Interesting fun fact. In 1946 James Stauffer Herr bought a small potato chip company from two cousins in Lancaster Pennsylvania. My grandfather was one of those cousins. Through the years they became a leader in the potato chip industry. In 1981 Herr’s began producing pretzels. Their Sourdough are my favorite, they are thicker than the regular pretzels and the salt used on them makes them perfect!
Before I left South Carolina my sister gave me a bag of regular pretzels for travel snacks. They weren’t Herr’s but I took them anyway because I rarely say no to travel snacks. So off I went with my bag of pretzels sitting safely in the center console. Eventually the road munchies attacked and since my pack of Reece Peanut Butter cups had slipped out of reach, I opened the pretzel bag and tossed one of them into my mouth.

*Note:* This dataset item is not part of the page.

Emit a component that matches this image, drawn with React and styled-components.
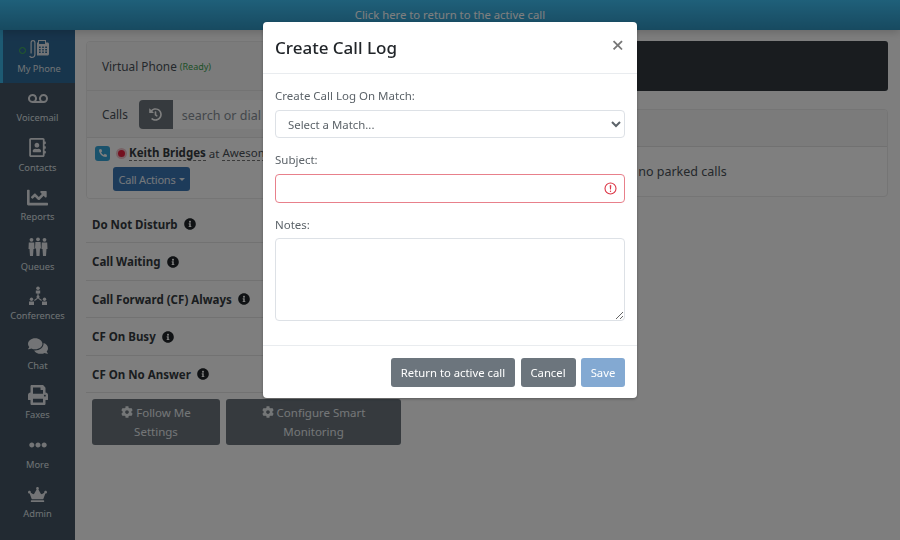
import React from 'react'
import styled, { createGlobalStyle } from 'styled-components'
import {
  FaChartLine,
  FaCog,
  FaComments,
  FaCrown,
  FaEllipsisH,
  FaHistory,
  FaInfoCircle,
  FaPhoneAlt,
  FaPrint,
  FaRegAddressBook,
  FaVoicemail,
} from 'react-icons/fa'

const GlobalStyle = createGlobalStyle`
  html, body { margin: 0; padding: 0; background: #fff; }
  * { box-sizing: border-box; }
  body { font-family: "Noto Sans", "Open Sans", sans-serif; color: #212529; }
`

const Page = styled.div`
  width: 900px;
  height: 540px;
  overflow: hidden;
  display: flex;
  flex-direction: column;
`

const CallBar = styled.div`
  height: 30px;
  flex: none;
  background: linear-gradient(#3fc0f4, #2f94c0);
  color: #fff;
  font-size: 11.3px;
  line-height: 30px;
  text-align: center;
  box-shadow: 0 2px 10px rgba(0, 0, 0, 0.2);
  position: relative;
`

const Body = styled.div`
  flex: 1;
  display: flex;
  min-height: 0;
`

const Sidebar = styled.nav`
  width: 75px;
  flex: none;
  background: #455564;
  display: flex;
  flex-direction: column;
`

const NavItem = styled.div`
  height: ${(p) => (p.$active ? '53px' : '49.5px')};
  margin-bottom: ${(p) => (p.$active ? '-3.5px' : '0')};
  flex: none;
  display: flex;
  flex-direction: column;
  align-items: center;
  padding-top: ${(p) => (p.$active ? '8px' : '7.5px')};
  background: ${(p) => (p.$active ? '#2f6a99' : 'transparent')};
  border-left: ${(p) => (p.$active ? '3px solid #3ab4e6' : '0')};
  color: #dfe4e8;
  font-size: 9.3px;
  line-height: 14px;
`

const NavIcon = styled.div`
  height: 22px;
  display: flex;
  align-items: center;
  justify-content: center;
  font-size: ${(p) => p.$size || 20}px;
  margin-bottom: 2px;
  color: #e6e9ec;
`

const StatusDot = styled.span`
  position: absolute;
  left: 19px;
  top: 47px;
  width: 7px;
  height: 7px;
  border-radius: 50%;
  border: 1.5px solid #45b94f;
`

const Main = styled.main`
  flex: 1;
  background: #fdfdfd;
  padding: 11px 12px 0 11px;
  display: grid;
  grid-template-columns: 395px 1fr;
  column-gap: 12px;
  align-items: start;
`

const Column = styled.div`
  display: flex;
  flex-direction: column;
`

const Card = styled.div`
  border: 1px solid #eaeaea;
  border-radius: 4px;
  background: #fff;
  overflow: hidden;
`

const CardRow = styled.div`
  height: ${(p) => p.$height}px;
  display: flex;
  align-items: center;
  padding-left: 15px;
  background: #f7f7f7;
  border-bottom: 1px solid #e6e6e6;
  font-size: 11.8px;
  color: #495057;
`

const Ready = styled.span`
  color: #3ca14f;
  font-size: 9px;
  margin-left: 3px;
  margin-top: 1px;
`

const HistoryButton = styled.div`
  width: 34px;
  height: 29px;
  margin-left: 11px;
  background: #6c757d;
  color: #fff;
  border-radius: 4px 0 0 4px;
  display: flex;
  align-items: center;
  justify-content: center;
  font-size: 13px;
`

const DialInput = styled.div`
  flex: 1;
  height: 29px;
  background: #fff;
  color: #868e96;
  padding-left: 9px;
  line-height: 31px;
  font-size: 12.5px;
`

const CallEntry = styled.div`
  height: 60px;
  padding: 7px 0 0 8px;
  background: #fff;
`

const CallLine = styled.div`
  display: flex;
  align-items: center;
  font-size: 11.5px;
  color: #495057;
  white-space: nowrap;
`

const PhoneBadge = styled.span`
  width: 15px;
  height: 15px;
  flex: none;
  border-radius: 3px;
  background: #35a5d8;
  color: #fff;
  display: flex;
  align-items: center;
  justify-content: center;
  font-size: 8px;
  margin-right: 6px;
`

const RecDot = styled.span`
  width: 7px;
  height: 7px;
  flex: none;
  box-sizing: content-box;
  border-radius: 50%;
  background: #e8223f;
  border: 2px solid #f3c4cb;
  margin-right: 2px;
`

const Caller = styled.span`
  font-weight: 700;
  color: #343a40;
  border-bottom: 1px dashed #777;
  line-height: 15px;
  margin-right: 3px;
`

const Company = styled.span`
  border-bottom: 1px dashed #777;
  line-height: 15px;
  margin-left: 3px;
`

const ActionButton = styled.div`
  width: 77px;
  height: 24px;
  margin: 6px 0 0 18px;
  background: #3b77b5;
  border-radius: 3px;
  color: #e8eef5;
  font-size: 11px;
  display: flex;
  align-items: center;
  justify-content: center;
  letter-spacing: -0.2px;
`

const Caret = styled.span`
  width: 0;
  height: 0;
  margin-left: 3px;
  border-left: 3px solid transparent;
  border-right: 3px solid transparent;
  border-top: 3px solid #e8eef5;
`

const SettingsList = styled.div`
  display: flex;
  flex-direction: column;
`

const SettingRow = styled.div`
  height: ${(p) => (p.$first ? 44 : 37.5)}px;
  flex: none;
  display: flex;
  align-items: center;
  padding-left: 6px;
  padding-top: ${(p) => (p.$first ? 7 : 1)}px;
  border-bottom: 1px solid #e4e4e4;
  font-size: 11.5px;
  font-weight: 700;
  color: #343a40;

  svg {
    margin-left: 6px;
    font-size: 12px;
    color: #212529;
  }
`

const SettingButtons = styled.div`
  display: flex;
  gap: 6px;
  padding: 6px 0 0 6px;
`

const SettingButton = styled.div`
  width: ${(p) => p.$width}px;
  height: 46px;
  background: #6c757d;
  border-radius: 3px;
  color: #e9ecef;
  font-size: 11.5px;
  line-height: 18.5px;
  text-align: center;
  padding: 5px 8px 0;

  svg {
    font-size: 12px;
    vertical-align: -1px;
  }
`

const DarkPanel = styled.div`
  height: 50px;
  background: #32393f;
  border-radius: 3px;
  margin-bottom: 18px;
`

const ParkedHeader = styled.div`
  height: 37px;
  background: #f7f7f7;
  border-bottom: 1px solid #e2e2e2;
`

const ParkedBody = styled.div`
  height: 49px;
  padding-left: 85px;
  font-size: 12.5px;
  line-height: 50px;
  color: #495057;
`

const Overlay = styled.div`
  position: fixed;
  inset: 0;
  background: rgba(0, 0, 0, 0.5);
  display: flex;
  justify-content: center;
  align-items: flex-start;
  padding-top: 22px;
`

const Modal = styled.div`
  width: 374px;
  height: 376px;
  background: #fff;
  border-radius: 4px;
  display: flex;
  flex-direction: column;
  box-shadow: 0 1px 3px rgba(0, 0, 0, 0.3);
`

const ModalHeader = styled.div`
  height: 52px;
  flex: none;
  display: flex;
  align-items: center;
  justify-content: space-between;
  padding: 0 13px 0 12px;
  border-bottom: 1px solid #e9ecef;
`

const ModalTitle = styled.h5`
  margin: 0;
  font-size: 17px;
  font-weight: 500;
  color: #212529;
`

const CloseButton = styled.span`
  font-size: 22px;
  line-height: 22px;
  font-weight: 500;
  color: #777;
  margin-top: -7px;
`

const ModalBody = styled.div`
  flex: 1;
  padding: 13px 12px 0;
  display: flex;
  flex-direction: column;
`

const FieldLabel = styled.label`
  display: block;
  font-size: 11.5px;
  line-height: 17px;
  color: #5c6369;
  margin-bottom: ${(p) => p.$gap || 5}px;
`

const Field = styled.div`
  position: relative;
  margin-bottom: 13px;
`

const MatchSelect = styled.select`
  display: block;
  width: 100%;
  height: 28px;
  padding: 1px 8px 0;
  border: 1px solid #dde1e6;
  border-radius: 4px;
  background: #fff;
  color: #5c6369;
  font-family: inherit;
  font-size: 11.4px;
`

const SubjectInput = styled.input`
  display: block;
  width: 100%;
  height: 29px;
  border: 1.5px solid #e8808b;
  border-radius: 4px;
  outline: 0;
  background: #fff;
`

const InvalidIcon = styled.svg`
  position: absolute;
  right: 8px;
  top: 8px;
  width: 13px;
  height: 13px;
`

const NotesArea = styled.textarea`
  display: block;
  width: 100%;
  height: 83px;
  border: 1px solid #dde1e6;
  border-radius: 4px;
  outline: 0;
  background: #fff;
`

const ModalFooter = styled.div`
  height: 53px;
  flex: none;
  border-top: 1px solid #e9ecef;
  display: flex;
  justify-content: flex-end;
  align-items: flex-start;
  gap: 5.5px;
  padding: 12px 12px 0 0;
`

const FooterButton = styled.div`
  height: 29px;
  width: ${(p) => p.$width}px;
  text-align: center;
  background: ${(p) => (p.$primary ? '#83a9d2' : '#6c757d')};
  color: #fff;
  border-radius: 3px;
  font-size: 11.3px;
  line-height: 29px;
`

const DeskPhone = () => (
  <svg width="20" height="20" viewBox="0 0 20 20" fill="currentColor">
    <path d="M1.5 3.5C1.5 1.8 2.6 1 4 1s2.5.8 2.5 2.5v12C6.500 17.500 5 19 3 19c-1.300 0-2.500-.7-2.800-1.800l1.100-.4c.2.700.9 1 1.700 1 1.300 0 2.300-.9 2.300-2.300V3.700C5.300 2.700 4.800 2.200 4 2.200s-1.300.5-1.300 1.500v10.800H1.500z" />
    <path fillRule="evenodd" d="M8 3.500h1V1h8v2.500h1.500c.8 0 1.500.7 1.500 1.500v10c0 .8-.7 1.500-1.500 1.500H8zM10 2v3h6V2zM10 7.500V9h1.700V7.500zm3.200 0V9h1.600V7.500zm3 0V9H18V7.500zM10 10v1.500h1.700V10zm3.200 0v1.500h1.600V10zm3 0v1.500H18V10zM10 12.500V14h1.700v-1.500zm3.200 0V14h1.600v-1.500zm3 0V14H18v-1.500z" />
  </svg>
)

const QueuePeople = () => (
  <svg width="20" height="20" viewBox="0 0 20 20" fill="currentColor">
    <circle cx="3.500" cy="2.800" r="1.900" />
    <circle cx="10" cy="2.300" r="1.900" />
    <circle cx="16.500" cy="2.800" r="1.900" />
    <path d="M.8 5.500h5.400l.3 6.500h-1L5 19H2l-.5-7h-1zM7.400 5h5.200l.4 6.500h-1l-.5 7.500H8.500L8 11.500H7zM13.800 5.500h5.400l.3 6.500h-1l-.5 7h-3l-.5-7h-1z" />
  </svg>
)

const ConferenceTree = () => (
  <svg width="20" height="20" viewBox="0 0 20 20" fill="currentColor">
    <circle cx="10" cy="2.200" r="1.800" />
    <path d="M7.800 4.500h4.400v3H7.800z" />
    <circle cx="3.500" cy="13.200" r="1.700" />
    <circle cx="16.500" cy="13.200" r="1.700" />
    <circle cx="10" cy="10.800" r="1.500" />
    <path d="M1 15.500h5V19H1zM14 15.500h5V19h-5z" />
    <path d="M9.500 7h1v3.500h-1zM9.300 11.700l.7.7-3.300 2.500-.6-.8zM10.700 11.700l-.7.7 3.300 2.500.6-.8z" />
  </svg>
)

const navItems = [
  { label: 'Voicemail', icon: <FaVoicemail />, size: 20 },
  { label: 'Contacts', icon: <FaRegAddressBook />, size: 19 },
  { label: 'Reports', icon: <FaChartLine />, size: 21 },
  { label: 'Queues', icon: <QueuePeople /> },
  { label: 'Conferences', icon: <ConferenceTree /> },
  { label: 'Chat', icon: <FaComments />, size: 20 },
  { label: 'Faxes', icon: <FaPrint />, size: 20 },
  { label: 'More', icon: <FaEllipsisH />, size: 18 },
  { label: 'Admin', icon: <FaCrown />, size: 19 },
]

const settings = ['Do Not Disturb', 'Call Waiting', 'Call Forward (CF) Always', 'CF On Busy', 'CF On No Answer']

export default function App() {
  return (
    <Page>
      <GlobalStyle />
      <CallBar>Click here to return to the active call</CallBar>
      <Body>
        <Sidebar>
          <NavItem $active>
            <NavIcon><DeskPhone /></NavIcon>
            My Phone
          </NavItem>
          {navItems.map((item) => (
            <NavItem key={item.label}>
              <NavIcon $size={item.size}>{item.icon}</NavIcon>
              {item.label}
            </NavItem>
          ))}
        </Sidebar>
        <StatusDot />
        <Main>
          <Column>
            <Card>
              <CardRow $height={49}>
                Virtual Phone <Ready>(Ready)</Ready>
              </CardRow>
              <CardRow $height={47}>
                Calls
                <HistoryButton><FaHistory /></HistoryButton>
                <DialInput>search or dial</DialInput>
              </CardRow>
              <CallEntry>
                <CallLine>
                  <PhoneBadge><FaPhoneAlt /></PhoneBadge>
                  <RecDot />
                  <Caller>Keith Bridges</Caller> at <Company>Awesome</Company>
                </CallLine>
                <ActionButton>Call Actions<Caret /></ActionButton>
              </CallEntry>
            </Card>
            <SettingsList>
              {settings.map((label, i) => (
                <SettingRow key={label} $first={i === 0}>
                  {label}
                  <FaInfoCircle />
                </SettingRow>
              ))}
            </SettingsList>
            <SettingButtons>
              <SettingButton $width={128}><FaCog /> Follow Me Settings</SettingButton>
              <SettingButton $width={175}><FaCog /> Configure Smart Monitoring</SettingButton>
            </SettingButtons>
          </Column>
          <Column>
            <DarkPanel />
            <Card>
              <ParkedHeader />
              <ParkedBody>There are no parked calls</ParkedBody>
            </Card>
          </Column>
        </Main>
      </Body>
      <Overlay>
        <Modal>
          <ModalHeader>
            <ModalTitle>Create Call Log</ModalTitle>
            <CloseButton>×</CloseButton>
          </ModalHeader>
          <ModalBody>
            <FieldLabel $gap={6}>Create Call Log On Match:</FieldLabel>
            <Field>
              <MatchSelect defaultValue="">
                <option value="">Select a Match...</option>
              </MatchSelect>
            </Field>
            <FieldLabel $gap={6}>Subject:</FieldLabel>
            <Field>
              <SubjectInput />
              <InvalidIcon viewBox="0 0 13 13" fill="none" stroke="#dc3545">
                <circle cx="6.500" cy="6.500" r="5.500" strokeWidth="1.100" />
                <path strokeLinejoin="round" d="M6.200 3.400h.6L6.500 7.300z" />
                <circle cx="6.500" cy="9.300" r=".7" fill="#dc3545" stroke="none" />
              </InvalidIcon>
            </Field>
            <FieldLabel>Notes:</FieldLabel>
            <Field>
              <NotesArea />
            </Field>
          </ModalBody>
          <ModalFooter>
            <FooterButton $width={124}>Return to active call</FooterButton>
            <FooterButton $width={55}>Cancel</FooterButton>
            <FooterButton $width={44} $primary>Save</FooterButton>
          </ModalFooter>
        </Modal>
      </Overlay>
    </Page>
  )
}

There is almost nothing that tastes good about an unsalted pretzel. In fact, I would say that they are quite unpleasant to eat. In my opinion the best thing about pretzels is the salt. That is what makes them taste good.
This got my mind running – as it does – and I started thinking about what Jesus said about Christians being the salt and light of the earth. Which got me pondering what it means to be the salt. Salt is used for many good things, it is a flavor enhancer, a food preserver, and a key component to making pretzels taste good. But salt can’t do its job if it does not remain pure. When salt is contaminated by other chemicals it becomes useless and in fact can do more harm than good.

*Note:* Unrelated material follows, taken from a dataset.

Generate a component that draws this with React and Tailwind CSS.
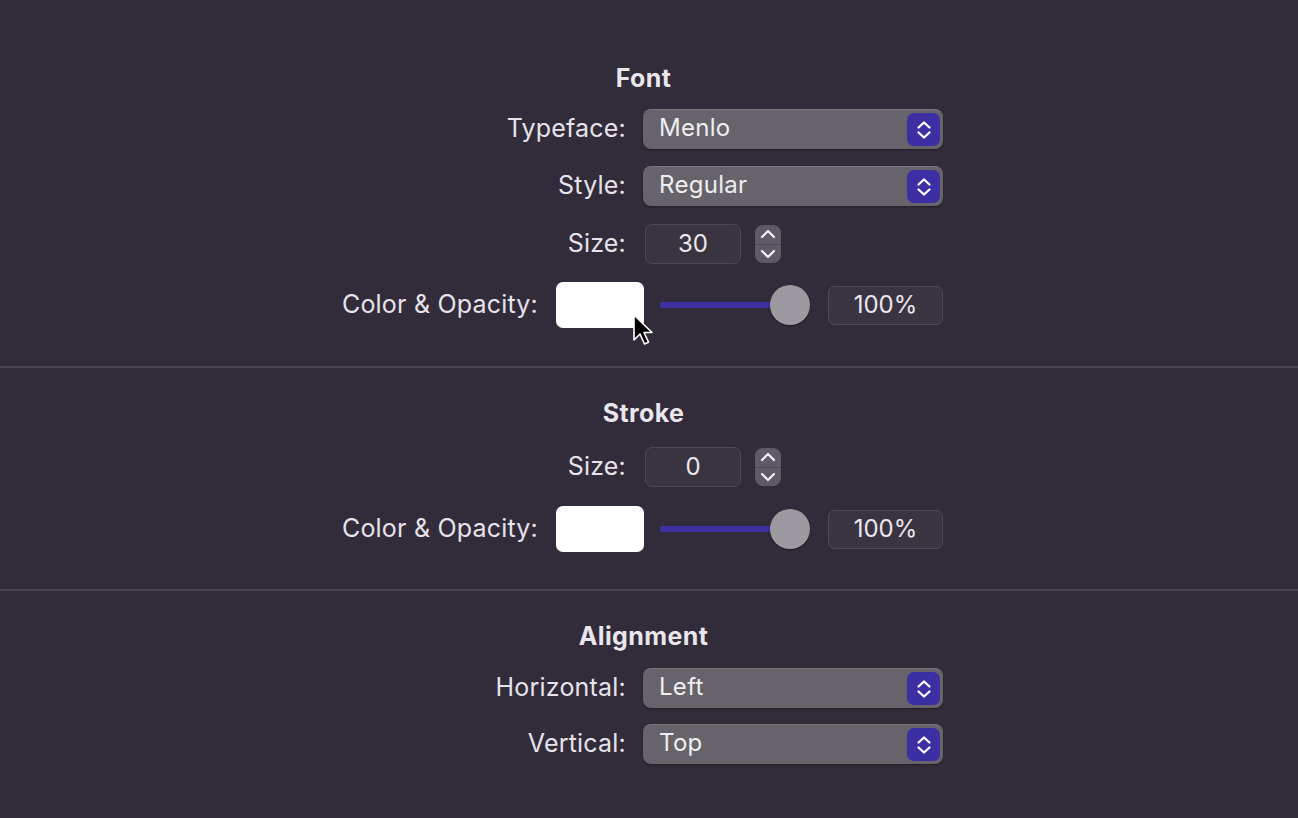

What does this say about us as Christians? If we are the salt of the earth, we must enhance our world without being influenced by it, without losing our purity or our effectiveness. When we allow impurity to enter our lives, we are contaminating our ministry and giving those around us a ‘bad taste’ of what it means to be a Christian.
What good is salt if it has lost its flavor? What good are we for the Kingdom if we allow impurity into our life, if we contaminate our testimony with things that are contrary to what we profess.
I did not finish my bag of saltless pretzels, not because they were bad, but because I expected more goodness than what I found in the bag.